#### TASK REQUIREMENTS:
Report how many lines include the word "index", and nothing besides that number.
════
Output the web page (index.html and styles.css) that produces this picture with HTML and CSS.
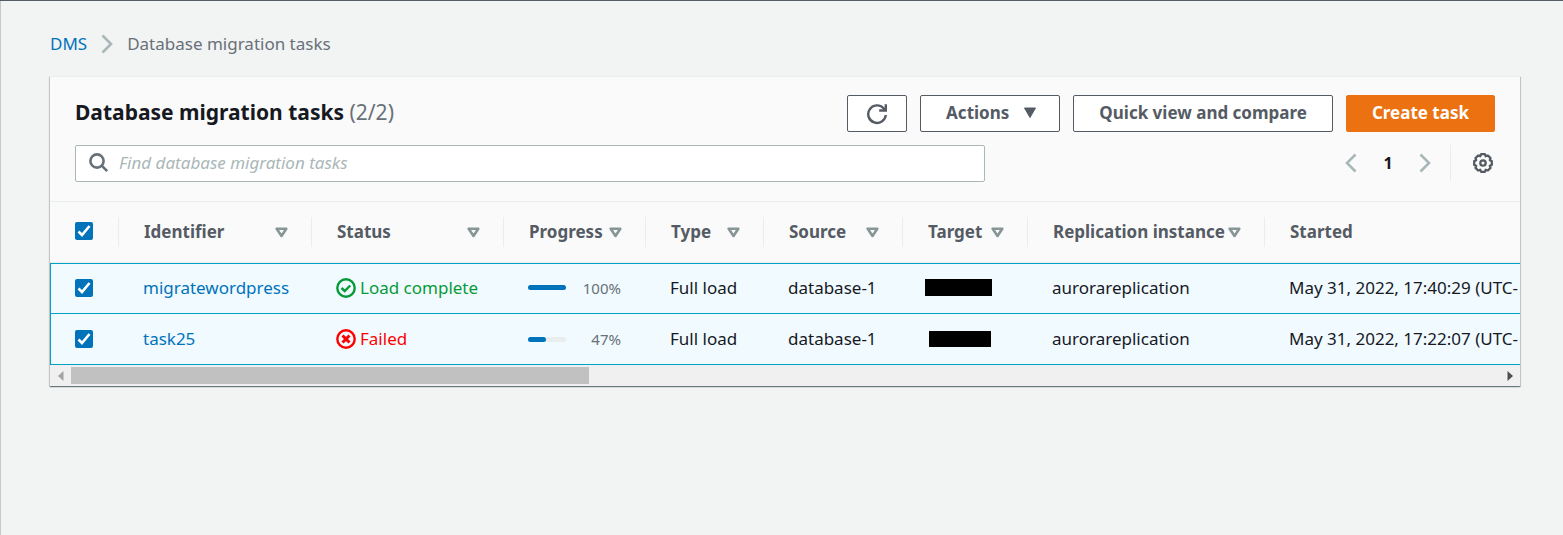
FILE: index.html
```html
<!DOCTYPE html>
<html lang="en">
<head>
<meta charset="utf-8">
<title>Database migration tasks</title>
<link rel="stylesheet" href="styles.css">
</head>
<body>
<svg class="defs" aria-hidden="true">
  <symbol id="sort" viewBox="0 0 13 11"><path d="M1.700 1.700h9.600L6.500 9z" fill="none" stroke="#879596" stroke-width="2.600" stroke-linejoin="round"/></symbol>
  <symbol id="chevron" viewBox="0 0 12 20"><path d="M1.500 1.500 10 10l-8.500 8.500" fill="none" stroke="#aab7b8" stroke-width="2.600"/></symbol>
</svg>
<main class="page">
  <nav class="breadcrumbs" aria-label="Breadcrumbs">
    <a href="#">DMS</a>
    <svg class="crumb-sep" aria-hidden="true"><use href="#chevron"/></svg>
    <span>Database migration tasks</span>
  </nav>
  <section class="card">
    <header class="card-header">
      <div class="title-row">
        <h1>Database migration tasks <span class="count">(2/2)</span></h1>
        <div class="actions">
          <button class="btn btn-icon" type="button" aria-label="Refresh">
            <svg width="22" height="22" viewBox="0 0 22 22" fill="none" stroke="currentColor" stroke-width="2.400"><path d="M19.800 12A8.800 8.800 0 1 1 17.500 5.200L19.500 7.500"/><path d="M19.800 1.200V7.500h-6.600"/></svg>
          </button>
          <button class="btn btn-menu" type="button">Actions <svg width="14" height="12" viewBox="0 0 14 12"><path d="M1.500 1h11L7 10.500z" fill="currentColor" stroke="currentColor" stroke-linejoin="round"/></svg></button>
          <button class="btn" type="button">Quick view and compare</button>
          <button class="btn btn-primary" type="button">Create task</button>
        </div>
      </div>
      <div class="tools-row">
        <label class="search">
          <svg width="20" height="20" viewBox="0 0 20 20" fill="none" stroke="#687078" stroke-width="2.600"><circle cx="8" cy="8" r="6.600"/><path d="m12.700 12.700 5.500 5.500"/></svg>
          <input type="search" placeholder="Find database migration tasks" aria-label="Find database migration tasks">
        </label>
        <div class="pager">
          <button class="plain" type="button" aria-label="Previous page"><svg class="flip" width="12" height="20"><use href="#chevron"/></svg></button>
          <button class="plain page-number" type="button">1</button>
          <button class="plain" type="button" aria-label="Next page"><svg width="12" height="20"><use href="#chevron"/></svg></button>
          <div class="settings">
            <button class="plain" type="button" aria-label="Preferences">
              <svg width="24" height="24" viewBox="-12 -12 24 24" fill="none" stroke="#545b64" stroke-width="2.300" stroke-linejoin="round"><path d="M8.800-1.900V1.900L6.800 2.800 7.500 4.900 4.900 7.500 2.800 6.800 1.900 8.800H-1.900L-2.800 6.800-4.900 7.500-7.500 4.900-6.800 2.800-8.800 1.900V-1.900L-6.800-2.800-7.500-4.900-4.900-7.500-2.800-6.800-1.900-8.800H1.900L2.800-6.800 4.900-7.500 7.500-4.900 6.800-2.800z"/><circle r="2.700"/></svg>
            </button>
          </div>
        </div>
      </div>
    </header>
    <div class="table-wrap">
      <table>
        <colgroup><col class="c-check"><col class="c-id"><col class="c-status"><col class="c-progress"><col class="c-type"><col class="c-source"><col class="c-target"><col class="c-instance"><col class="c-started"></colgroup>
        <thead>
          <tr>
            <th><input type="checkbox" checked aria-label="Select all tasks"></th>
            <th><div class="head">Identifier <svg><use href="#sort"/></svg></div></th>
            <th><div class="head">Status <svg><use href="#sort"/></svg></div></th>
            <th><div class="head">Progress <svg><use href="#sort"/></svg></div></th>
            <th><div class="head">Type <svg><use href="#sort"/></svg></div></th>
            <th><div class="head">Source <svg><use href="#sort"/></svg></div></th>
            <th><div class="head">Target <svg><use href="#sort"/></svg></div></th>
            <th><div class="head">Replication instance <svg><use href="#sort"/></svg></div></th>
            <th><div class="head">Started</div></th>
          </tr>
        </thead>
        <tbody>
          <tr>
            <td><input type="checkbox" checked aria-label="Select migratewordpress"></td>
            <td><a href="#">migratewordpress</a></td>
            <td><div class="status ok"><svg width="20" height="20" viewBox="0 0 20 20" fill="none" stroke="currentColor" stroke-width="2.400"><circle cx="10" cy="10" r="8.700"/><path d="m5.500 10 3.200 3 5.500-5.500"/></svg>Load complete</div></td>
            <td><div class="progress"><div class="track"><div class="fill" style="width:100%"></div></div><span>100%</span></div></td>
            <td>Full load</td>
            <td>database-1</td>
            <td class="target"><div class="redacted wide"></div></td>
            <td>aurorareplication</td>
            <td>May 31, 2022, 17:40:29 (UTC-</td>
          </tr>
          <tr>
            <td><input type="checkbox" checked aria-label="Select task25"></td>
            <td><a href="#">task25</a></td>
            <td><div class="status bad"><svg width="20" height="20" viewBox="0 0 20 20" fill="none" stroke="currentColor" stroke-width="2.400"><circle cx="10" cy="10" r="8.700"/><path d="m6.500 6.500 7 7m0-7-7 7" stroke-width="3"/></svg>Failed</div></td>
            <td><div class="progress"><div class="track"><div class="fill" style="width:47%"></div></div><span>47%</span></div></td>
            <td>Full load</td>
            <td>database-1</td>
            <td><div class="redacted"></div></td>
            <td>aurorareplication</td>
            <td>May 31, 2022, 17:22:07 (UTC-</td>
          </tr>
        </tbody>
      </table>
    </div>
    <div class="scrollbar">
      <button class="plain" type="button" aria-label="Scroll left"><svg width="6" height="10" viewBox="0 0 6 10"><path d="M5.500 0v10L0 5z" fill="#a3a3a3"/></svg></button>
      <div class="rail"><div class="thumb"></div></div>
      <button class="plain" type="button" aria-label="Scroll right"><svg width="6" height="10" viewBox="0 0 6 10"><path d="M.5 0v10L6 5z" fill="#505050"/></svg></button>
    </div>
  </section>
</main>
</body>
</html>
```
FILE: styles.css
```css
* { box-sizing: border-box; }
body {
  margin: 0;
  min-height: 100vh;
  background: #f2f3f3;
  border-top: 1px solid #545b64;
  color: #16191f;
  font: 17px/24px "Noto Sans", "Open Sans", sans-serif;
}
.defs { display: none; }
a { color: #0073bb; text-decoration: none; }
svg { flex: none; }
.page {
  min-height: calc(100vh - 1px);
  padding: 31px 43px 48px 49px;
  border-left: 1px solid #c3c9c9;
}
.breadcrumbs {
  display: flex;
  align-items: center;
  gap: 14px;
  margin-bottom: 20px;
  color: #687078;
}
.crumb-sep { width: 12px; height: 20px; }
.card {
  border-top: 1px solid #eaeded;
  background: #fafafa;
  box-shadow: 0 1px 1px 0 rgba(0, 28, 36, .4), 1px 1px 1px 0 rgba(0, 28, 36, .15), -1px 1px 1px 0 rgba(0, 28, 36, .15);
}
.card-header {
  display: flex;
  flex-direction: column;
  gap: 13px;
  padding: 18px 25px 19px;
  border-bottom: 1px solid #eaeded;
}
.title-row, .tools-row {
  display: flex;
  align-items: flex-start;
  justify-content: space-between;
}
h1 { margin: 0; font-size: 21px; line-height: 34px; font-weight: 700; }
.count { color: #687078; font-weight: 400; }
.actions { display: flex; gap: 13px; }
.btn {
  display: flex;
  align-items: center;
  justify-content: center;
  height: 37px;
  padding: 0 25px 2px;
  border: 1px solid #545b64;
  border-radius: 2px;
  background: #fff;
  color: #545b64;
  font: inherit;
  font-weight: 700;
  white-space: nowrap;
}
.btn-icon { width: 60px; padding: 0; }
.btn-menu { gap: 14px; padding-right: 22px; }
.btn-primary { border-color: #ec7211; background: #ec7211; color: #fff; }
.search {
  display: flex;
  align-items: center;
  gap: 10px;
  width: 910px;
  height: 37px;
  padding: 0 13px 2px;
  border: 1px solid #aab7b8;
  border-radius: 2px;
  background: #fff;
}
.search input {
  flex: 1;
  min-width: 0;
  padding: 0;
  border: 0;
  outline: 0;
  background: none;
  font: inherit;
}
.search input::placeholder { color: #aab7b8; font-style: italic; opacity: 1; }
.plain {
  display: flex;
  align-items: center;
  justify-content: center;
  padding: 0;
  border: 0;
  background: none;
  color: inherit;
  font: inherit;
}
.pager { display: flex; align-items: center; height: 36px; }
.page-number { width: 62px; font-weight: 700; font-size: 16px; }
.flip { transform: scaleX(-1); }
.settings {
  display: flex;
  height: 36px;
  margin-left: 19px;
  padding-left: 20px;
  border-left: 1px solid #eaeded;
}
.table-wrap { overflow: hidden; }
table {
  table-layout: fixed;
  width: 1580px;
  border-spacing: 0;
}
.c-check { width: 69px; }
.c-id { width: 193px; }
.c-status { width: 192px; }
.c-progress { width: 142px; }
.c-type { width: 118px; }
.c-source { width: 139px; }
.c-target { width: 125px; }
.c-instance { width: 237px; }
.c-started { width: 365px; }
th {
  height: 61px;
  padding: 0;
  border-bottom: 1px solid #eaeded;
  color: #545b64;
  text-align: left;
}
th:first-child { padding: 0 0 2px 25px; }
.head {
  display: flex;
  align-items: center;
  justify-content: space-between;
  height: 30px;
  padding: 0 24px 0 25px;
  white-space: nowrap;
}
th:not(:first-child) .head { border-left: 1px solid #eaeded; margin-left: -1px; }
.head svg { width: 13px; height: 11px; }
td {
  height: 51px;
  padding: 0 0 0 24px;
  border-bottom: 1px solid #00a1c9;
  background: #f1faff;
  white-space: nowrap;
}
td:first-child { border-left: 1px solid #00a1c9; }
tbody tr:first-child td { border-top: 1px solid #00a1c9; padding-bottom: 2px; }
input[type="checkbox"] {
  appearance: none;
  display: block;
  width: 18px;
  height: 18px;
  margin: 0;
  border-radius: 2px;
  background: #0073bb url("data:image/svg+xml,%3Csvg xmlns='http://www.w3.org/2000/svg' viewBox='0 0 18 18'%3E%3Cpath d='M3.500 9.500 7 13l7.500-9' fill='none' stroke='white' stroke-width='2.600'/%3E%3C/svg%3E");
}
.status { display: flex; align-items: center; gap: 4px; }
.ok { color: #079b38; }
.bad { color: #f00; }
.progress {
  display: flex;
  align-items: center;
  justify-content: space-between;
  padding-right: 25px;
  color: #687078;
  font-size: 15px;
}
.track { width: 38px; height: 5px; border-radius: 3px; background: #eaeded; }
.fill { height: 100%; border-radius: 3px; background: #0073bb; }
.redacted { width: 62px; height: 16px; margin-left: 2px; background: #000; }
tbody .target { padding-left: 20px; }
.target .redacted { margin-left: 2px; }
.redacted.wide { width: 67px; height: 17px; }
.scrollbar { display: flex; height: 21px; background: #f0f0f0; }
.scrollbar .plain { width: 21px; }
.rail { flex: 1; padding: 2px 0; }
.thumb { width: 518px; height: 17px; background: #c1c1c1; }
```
════
#### EXERCISE RESPONSE:
2